Tamarack Valley is a junior oil & gas company operating asset in the Canadian Western Basin. The production comes largely from the Viking and Cardium Oil horizons based in Redwater and Wilson Creek/Alder Flats area. The company targets a 10-15% growth rate annually and has a strong inventory of drill locations. They have successfully reduced their exposure to gas which has been positively received by investors. The company was significantly undervalued relative to other light oil producing peers. With the stock rallying over 64% last quarter, we trimmed the position into strength but continue to hold a significant position in the portfolio.

Parex Resources is a very strong free cash flow generating energy company with its oil production coming from the Llanos and Magdalena basins in Columbia. Due to the more conventional nature of its production, decline rates are lower than other resource plays. The company is exposed to Brent pricing with very strong net backs. This allows Parex to show robust growth and strong free cash flow. This company trades at a discount to most North American producers and we continue to hold sizeable position in the portfolio.

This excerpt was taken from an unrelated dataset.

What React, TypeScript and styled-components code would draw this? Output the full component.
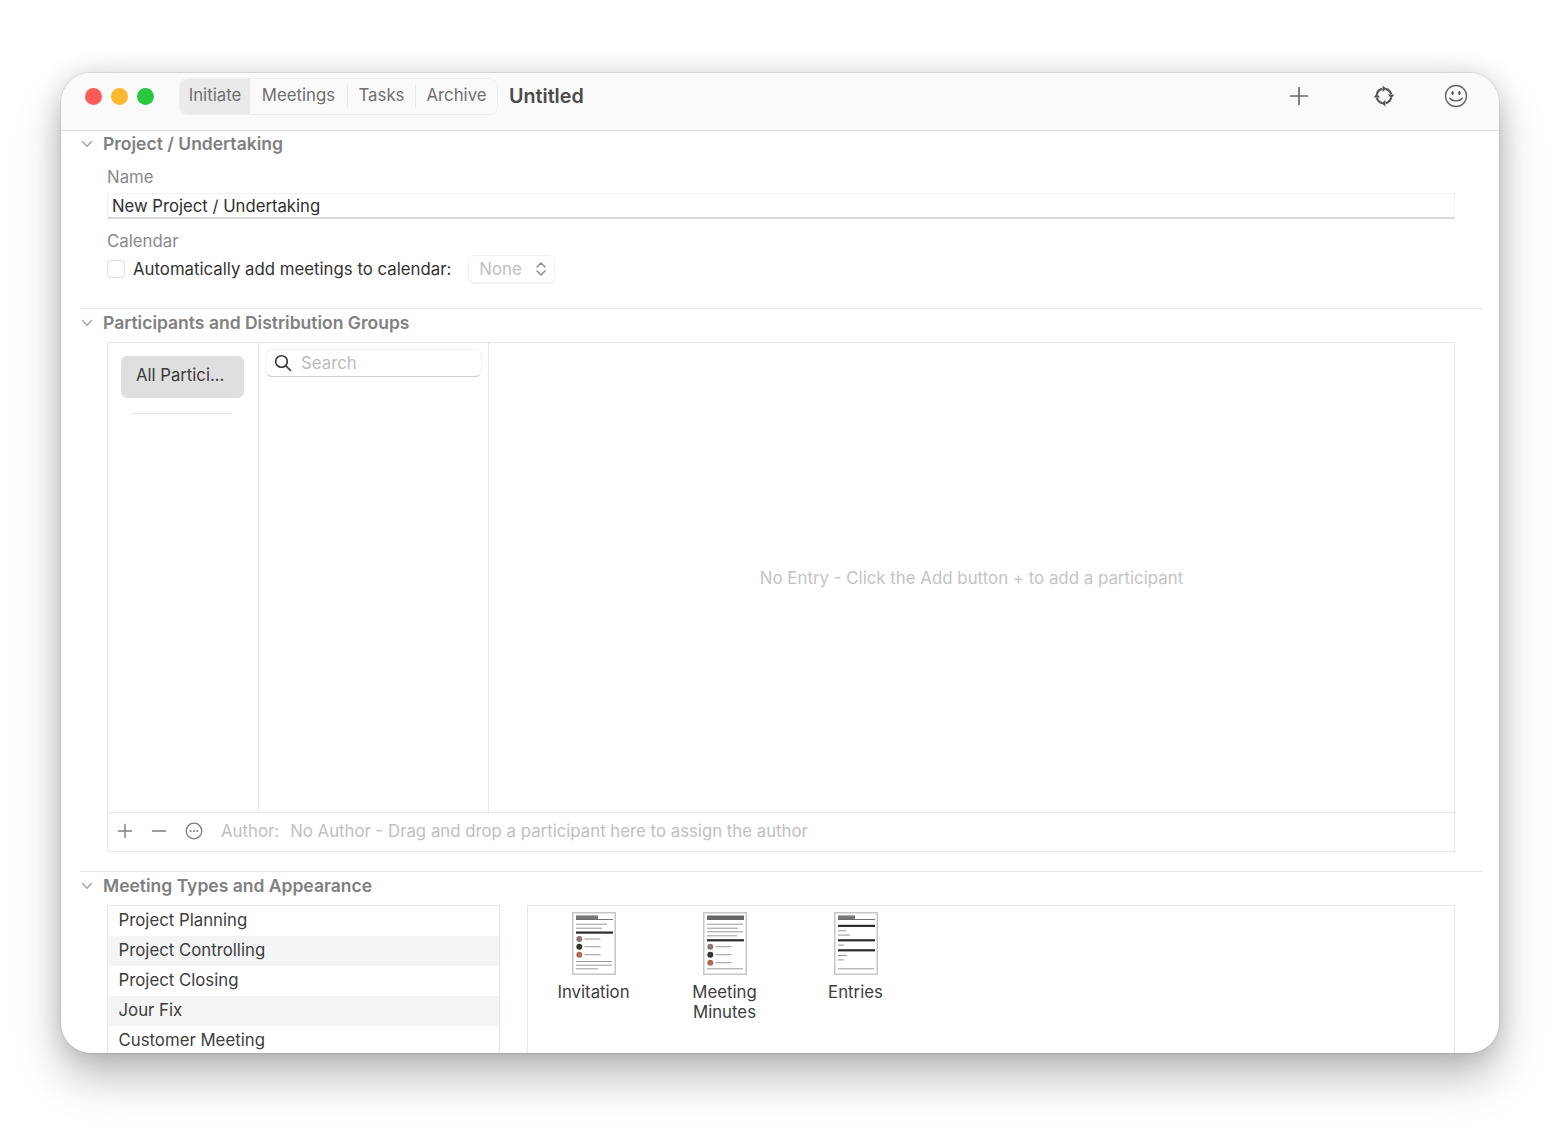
import React from "react";
import styled, { createGlobalStyle } from "styled-components";

const Global = createGlobalStyle`
  html, body { margin: 0; padding: 0; background: #fff; }
  body { font-family: Inter, "Noto Sans", "Liberation Sans", sans-serif; -webkit-font-smoothing: antialiased; overflow: hidden; }
  * { box-sizing: border-box; }
`;

const Page = styled.div`
  width: 1560px;
  height: 1134px;
  padding: 73px 61px 81px;
  background: #fff;
`;
const Win = styled.div`
  width: 1438px;
  height: 980px;
  background: #fff;
  border-radius: 30px;
  overflow: hidden;
  display: flex;
  flex-direction: column;
  box-shadow: 0 0 0 1px rgba(0, 0, 0, 0.07), 0 0 24px rgba(0, 0, 0, 0.14), 0 24px 44px rgba(0, 0, 0, 0.26);
`;
const TitleBar = styled.header`
  flex: none;
  height: 58px;
  background: #fbfafa;
  border-bottom: 1px solid #e2e1e1;
  display: flex;
  align-items: center;
  padding: 0 0 11px 24px;
`;
const Lights = styled.div`
  display: flex;
  gap: 9px;
  margin-right: 25px;
`;
const Light = styled.span<{ $c: string }>`
  width: 17px;
  height: 17px;
  border-radius: 50%;
  background: ${(p) => p.$c};
`;
const Tabs = styled.nav`
  display: flex;
  align-items: center;
  width: 319px;
  height: 37px;
  border: 1px solid #efeeee;
  border-radius: 8px;
  background: #fbfafa;
  font-size: 16.8px;
  color: #6f6f6f;
`;
const Tab = styled.div<{ $w: number; $active?: boolean; $sep?: boolean }>`
  width: ${(p) => p.$w}px;
  height: ${(p) => (p.$active ? "35px" : "23px")};
  display: flex;
  align-items: center;
  justify-content: center;
  padding-bottom: 2px;
  border-radius: ${(p) => (p.$active ? "8px 0 0 8px" : "0")};
  background: ${(p) => (p.$active ? "#ebeaea" : "transparent")};
  border-right: ${(p) => (p.$sep ? "1px solid #ebeaea" : "none")};
`;
const Title = styled.div`
  margin-left: 11px;
  font-size: 19.7px;
  font-weight: 600;
  color: #4b4b4b;
`;
const Tools = styled.div`
  margin-left: auto;
  display: flex;
  align-items: center;
  color: #6b6b6b;
`;
const Tool = styled.span<{ $w: number }>`
  width: ${(p) => p.$w}px;
  display: flex;
  justify-content: center;
`;
const Content = styled.main`
  flex: 1;
  min-height: 0;
  overflow: hidden;
  padding: 0 16px 0 19px;
`;
const Section = styled.section<{ $h: number; $rule?: boolean }>`
  height: ${(p) => p.$h}px;
  border-top: ${(p) => (p.$rule ? "1px solid #e7e7e7" : "none")};
`;
const FirstSection = styled(Section)`
  margin-top: -1px;
`;
const SectionHead = styled.div`
  height: 26px;
  display: flex;
  align-items: center;
  font-size: 17.5px;
  font-weight: 600;
  color: #808080;
`;
const Chevron = styled.svg`
  width: 12px;
  height: 8px;
  margin: 2px 10px 0 1px;
  flex: none;
`;
const Body = styled.div`
  padding-left: 27px;
  padding-right: 28px;
`;
const Label = styled.div`
  height: 22px;
  display: flex;
  align-items: center;
  font-size: 16.8px;
  color: #8a8a8a;
`;
const NameLabel = styled(Label)`
  margin-top: 10px;
`;
const Field = styled.div`
  height: 26px;
  margin-top: 5px;
  padding: 0 4px;
  display: flex;
  align-items: center;
  border: 1px solid #f1f1f1;
  border-bottom: 2px solid #d8d8d8;
  font-size: 16.7px;
  color: #2f2f2f;
`;
const CalLabel = styled(Label)`
  margin-top: 11px;
`;
const CalRow = styled.div`
  height: 28px;
  margin-top: 3px;
  display: flex;
  align-items: center;
  font-size: 16.8px;
  color: #333;
`;
const Check = styled.span`
  width: 18px;
  height: 18px;
  margin: -1px 8px 0 0;
  border: 1px solid #dedede;
  border-radius: 4px;
  background: #fff;
`;
const SelectBox = styled.div`
  width: 87px;
  height: 28px;
  margin-left: 17px;
  padding: 0 7px 0 10px;
  display: flex;
  align-items: center;
  justify-content: space-between;
  border: 1px solid #f0f0f0;
  border-radius: 6px;
  box-shadow: 0 1px 1px rgba(0, 0, 0, 0.05);
  color: #c0c0c0;
`;
const Panel = styled.div`
  height: 510px;
  margin-top: 7px;
  display: flex;
  flex-direction: column;
  border: 1px solid #e6e6e6;
`;
const Columns = styled.div`
  flex: 1;
  display: flex;
  min-height: 0;
`;
const GroupCol = styled.div`
  width: 151px;
  flex: none;
  border-right: 1px solid #e6e6e6;
  padding: 13px 13px 0 13px;
`;
const GroupBtn = styled.div`
  width: 123px;
  height: 42px;
  padding: 0 0 4px 15px;
  display: flex;
  align-items: center;
  border-radius: 6px;
  background: #dfdfdf;
  font-size: 16.7px;
  color: #3a3a3a;
`;
const GroupRule = styled.div`
  width: 100px;
  height: 1px;
  margin: 15px 0 0 11px;
  background: #e6e6e6;
`;
const SearchCol = styled.div`
  width: 230px;
  flex: none;
  border-right: 1px solid #e6e6e6;
  padding: 6px 6px 0 6px;
`;
const SearchBox = styled.div`
  height: 28px;
  display: flex;
  align-items: center;
  padding-left: 8px;
  border: 1px solid #f1f1f1;
  border-bottom: 1px solid #cfcfcf;
  border-radius: 7px;
  font-size: 16.8px;
  color: #bcbcbc;
  svg { margin-right: 9px; color: #333; }
`;
const Empty = styled.div`
  flex: 1;
  display: flex;
  align-items: center;
  justify-content: center;
  font-size: 16.85px;
  color: #c4c4c4;
`;
const Foot = styled.div`
  flex: none;
  height: 39px;
  padding: 0 0 2px 9px;
  display: flex;
  align-items: center;
  border-top: 1px solid #e6e6e6;
  font-size: 16.8px;
  color: #c0c0c0;
`;
const FootIcon = styled.span`
  width: 34px;
  display: flex;
  color: #7d7d7d;
`;
const Author = styled.span`
  margin-left: 2px;
  margin-right: 11px;
`;
const Bottom = styled.div`
  margin-top: 7px;
  display: flex;
  gap: 27px;
`;
const TypeList = styled.div`
  width: 393px;
  flex: none;
  height: 160px;
  border: 1px solid #e6e6e6;
`;
const TypeRow = styled.div<{ $alt?: boolean }>`
  height: 30px;
  padding: 0 0 2px 10.5px;
  display: flex;
  align-items: center;
  background: ${(p) => (p.$alt ? "#f3f4f4" : "#fff")};
  font-size: 16.8px;
  color: #3d3d3d;
`;
const Gallery = styled.div`
  flex: 1;
  height: 160px;
  padding: 6px 0 0 0;
  display: flex;
  border: 1px solid #e6e6e6;
`;
const Doc = styled.div`
  width: 131px;
  display: flex;
  flex-direction: column;
  align-items: center;
  font-size: 16.8px;
  line-height: 20px;
  color: #3d3d3d;
  text-align: center;
`;
const Thumb = styled.svg`
  width: 44px;
  height: 63px;
  margin-bottom: 7px;
  display: block;
  filter: blur(0.45px);
`;

const Chev = () => (
  <Chevron viewBox="0 0 12 8" fill="none" stroke="#a5a5a5" strokeWidth="1.4" strokeLinecap="round" strokeLinejoin="round">
    <path d="M1.5 1.5 6 6.2l4.5-4.7" />
  </Chevron>
);

const line = (y: number, w: number, k: string) => (
  <rect key={k} x="4" y={y} width={w} height="1" fill="#9a9a9a" />
);
const bar = (y: number, k: string) => (
  <rect key={k} x="4" y={y} width="37" height="2.2" fill="#2b2b2b" />
);
const avatar = (y: number, c: string, k: string) => (
  <g key={k}>
    <circle cx="7.3" cy={y} r="3" fill={c} />
    <rect x="12.5" y={y - 0.5} width="16" height="1" fill="#9a9a9a" />
  </g>
);
const Frame = ({ children }: { children: React.ReactNode }) => (
  <Thumb viewBox="0 0 44 63">
    <rect x="0.75" y="0.75" width="42.5" height="61.5" fill="#fff" stroke="#c6c6c6" strokeWidth="1.5" />
    {children}
  </Thumb>
);
const InvitationThumb = () => (
  <Frame>
    <rect x="4" y="3.4" width="22" height="4" fill="#777" />
    <rect x="4" y="7.2" width="37" height="0.8" fill="#555" />
    {line(11.7, 31, "a")}
    {line(15.7, 26, "b")}
    {bar(19.5, "h")}
    {avatar(27, "#8d7a70", "p1")}
    {avatar(34.7, "#3a3532", "p2")}
    {avatar(42.7, "#b06a50", "p3")}
    {line(49, 36, "c")}
    {line(52.7, 36, "d")}
    {line(56.3, 22, "e")}
  </Frame>
);
const MinutesThumb = () => (
  <Frame>
    <rect x="4" y="3.5" width="37" height="4.5" fill="#666" />
    {line(11.7, 36, "a")}
    {line(15.7, 31, "b")}
    {line(19.3, 36, "c")}
    {line(23.3, 30, "d")}
    {bar(27.2, "h")}
    {avatar(34.7, "#8d7a70", "p1")}
    {avatar(42.7, "#3a3532", "p2")}
    {avatar(50.7, "#b06a50", "p3")}
    {line(56.3, 36, "e")}
  </Frame>
);
const EntriesThumb = () => (
  <Frame>
    <rect x="4" y="3.4" width="17" height="4" fill="#777" />
    <rect x="4" y="7.2" width="37" height="0.8" fill="#555" />
    {bar(12.8, "h1")}
    {line(18.3, 8, "a")}
    {line(22.6, 12, "b")}
    {bar(27.2, "h2")}
    {line(32.6, 6, "c")}
    {bar(37.2, "h3")}
    {line(43, 9, "d")}
    {line(47.4, 6, "e")}
    {line(56.3, 36, "f")}
  </Frame>
);

export default function App() {
  return (
    <Page>
      <Global />
      <Win>
        <TitleBar>
          <Lights>
            <Light $c="#fc5b57" />
            <Light $c="#fdb82e" />
            <Light $c="#29c840" />
          </Lights>
          <Tabs>
            <Tab $w={70} $active>Initiate</Tab>
            <Tab $w={98} $sep>Meetings</Tab>
            <Tab $w={68} $sep>Tasks</Tab>
            <Tab $w={81}>Archive</Tab>
          </Tabs>
          <Title>Untitled</Title>
          <Tools>
            <Tool $w={88}>
              <svg width="20" height="20" viewBox="0 0 20 20" fill="none" stroke="currentColor" strokeWidth="1.7" strokeLinecap="round"><path d="M10 1.5v17M1.5 10h17" /></svg>
            </Tool>
            <Tool $w={82}>
              <svg width="22" height="22" viewBox="0 0 22 22" fill="none" stroke="#555" strokeWidth="2.2">
                <path d="M3.9 9.2A7.4 7.4 0 0 1 9.4 3.9" />
                <path d="M12.8 3.9a7.4 7.4 0 0 1 5.3 5.3" />
                <path d="M18.1 12.8a7.4 7.4 0 0 1-5.3 5.3" />
                <path d="M9.2 18.1a7.4 7.4 0 0 1-5.3-5.3" />
                <path d="M9.6 0.6 13.4 3.8 9.6 7zM21.4 9.6 18.2 13.4 15 9.6zM12.4 21.4 8.6 18.2 12.4 15zM0.6 12.4 3.8 8.6 7 12.4z" fill="#555" stroke="none" />
              </svg>
            </Tool>
            <Tool $w={62}>
              <svg width="24" height="24" viewBox="0 0 24 24" fill="none" stroke="#666" strokeWidth="1.4" strokeLinecap="round">
                <circle cx="12" cy="12" r="10.5" />
                <ellipse cx="8.6" cy="9" rx="1.2" ry="1.9" fill="#555" stroke="none" />
                <ellipse cx="15.4" cy="9" rx="1.2" ry="1.9" fill="#555" stroke="none" />
                <path d="M5.8 14.2c2.8 3.6 9.6 3.6 12.4 0" />
              </svg>
            </Tool>
            <Tool $w={12} />
          </Tools>
        </TitleBar>
        <Content>
          <FirstSection $h={178}>
            <SectionHead><Chev />Project / Undertaking</SectionHead>
            <Body>
              <NameLabel>Name</NameLabel>
              <Field>New Project / Undertaking</Field>
              <CalLabel>Calendar</CalLabel>
              <CalRow>
                <Check />
                Automatically add meetings to calendar:
                <SelectBox>
                  None
                  <svg width="12" height="16" viewBox="0 0 12 16" fill="none" stroke="#8c8c8c" strokeWidth="1.5" strokeLinecap="round" strokeLinejoin="round"><path d="M2 6l4-4 4 4M2 10l4 4 4-4" /></svg>
                </SelectBox>
              </CalRow>
            </Body>
          </FirstSection>
          <Section $h={563} $rule>
            <SectionHead><Chev />Participants and Distribution Groups</SectionHead>
            <Body>
              <Panel>
                <Columns>
                  <GroupCol>
                    <GroupBtn>All Partici...</GroupBtn>
                    <GroupRule />
                  </GroupCol>
                  <SearchCol>
                    <SearchBox>
                      <svg width="18" height="18" viewBox="0 0 18 18" fill="none" stroke="currentColor" strokeWidth="1.6" strokeLinecap="round"><circle cx="7.5" cy="7.5" r="5.8" /><path d="M11.8 11.8 16.5 16.5" /></svg>
                      Search
                    </SearchBox>
                  </SearchCol>
                  <Empty>No Entry - Click the Add button + to add a participant</Empty>
                </Columns>
                <Foot>
                  <FootIcon><svg width="16" height="16" viewBox="0 0 16 16" fill="none" stroke="currentColor" strokeWidth="1.4" strokeLinecap="round"><path d="M8 1.5v13M1.5 8h13" /></svg></FootIcon>
                  <FootIcon><svg width="16" height="16" viewBox="0 0 16 16" fill="none" stroke="currentColor" strokeWidth="1.4" strokeLinecap="round"><path d="M1.5 8h13" /></svg></FootIcon>
                  <FootIcon>
                    <svg width="18" height="18" viewBox="0 0 18 18" fill="none" stroke="currentColor" strokeWidth="1.3"><circle cx="9" cy="9" r="7.8" /><circle cx="5.6" cy="9" r="1" fill="currentColor" stroke="none" /><circle cx="9" cy="9" r="1" fill="currentColor" stroke="none" /><circle cx="12.4" cy="9" r="1" fill="currentColor" stroke="none" /></svg>
                  </FootIcon>
                  <Author>Author:</Author>
                  No Author - Drag and drop a participant here to assign the author
                </Foot>
              </Panel>
            </Body>
          </Section>
          <Section $h={240} $rule>
            <SectionHead><Chev />Meeting Types and Appearance</SectionHead>
            <Body>
              <Bottom>
                <TypeList>
                  <TypeRow>Project Planning</TypeRow>
                  <TypeRow $alt>Project Controlling</TypeRow>
                  <TypeRow>Project Closing</TypeRow>
                  <TypeRow $alt>Jour Fix</TypeRow>
                  <TypeRow>Customer Meeting</TypeRow>
                </TypeList>
                <Gallery>
                  <Doc><InvitationThumb />Invitation</Doc>
                  <Doc><MinutesThumb />Meeting<br />Minutes</Doc>
                  <Doc><EntriesThumb />Entries</Doc>
                </Gallery>
              </Bottom>
            </Body>
          </Section>
        </Content>
      </Win>
    </Page>
  );
}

Nevsun provided solid returns for the portfolio in the second quarter despite the poor performance of most base metal stocks (the TSX Small Cap Index Diversified Metals sub-index was down -7.7%). The company operates Bisha in Eritrea (a high grade low cost copper/zinc asset) and owns Timok, a world class underdeveloped copper-gold asset in Serbia. Timok is permitted and is currently trying to fend off a Lundin bid to acquire Timok in conjunction with Eurosun which would purchase Bisha. Although the stock has reacted positively, we expect a better bid from other acquires and/or an increased bid from the Lundin Group. We continue to hold the position.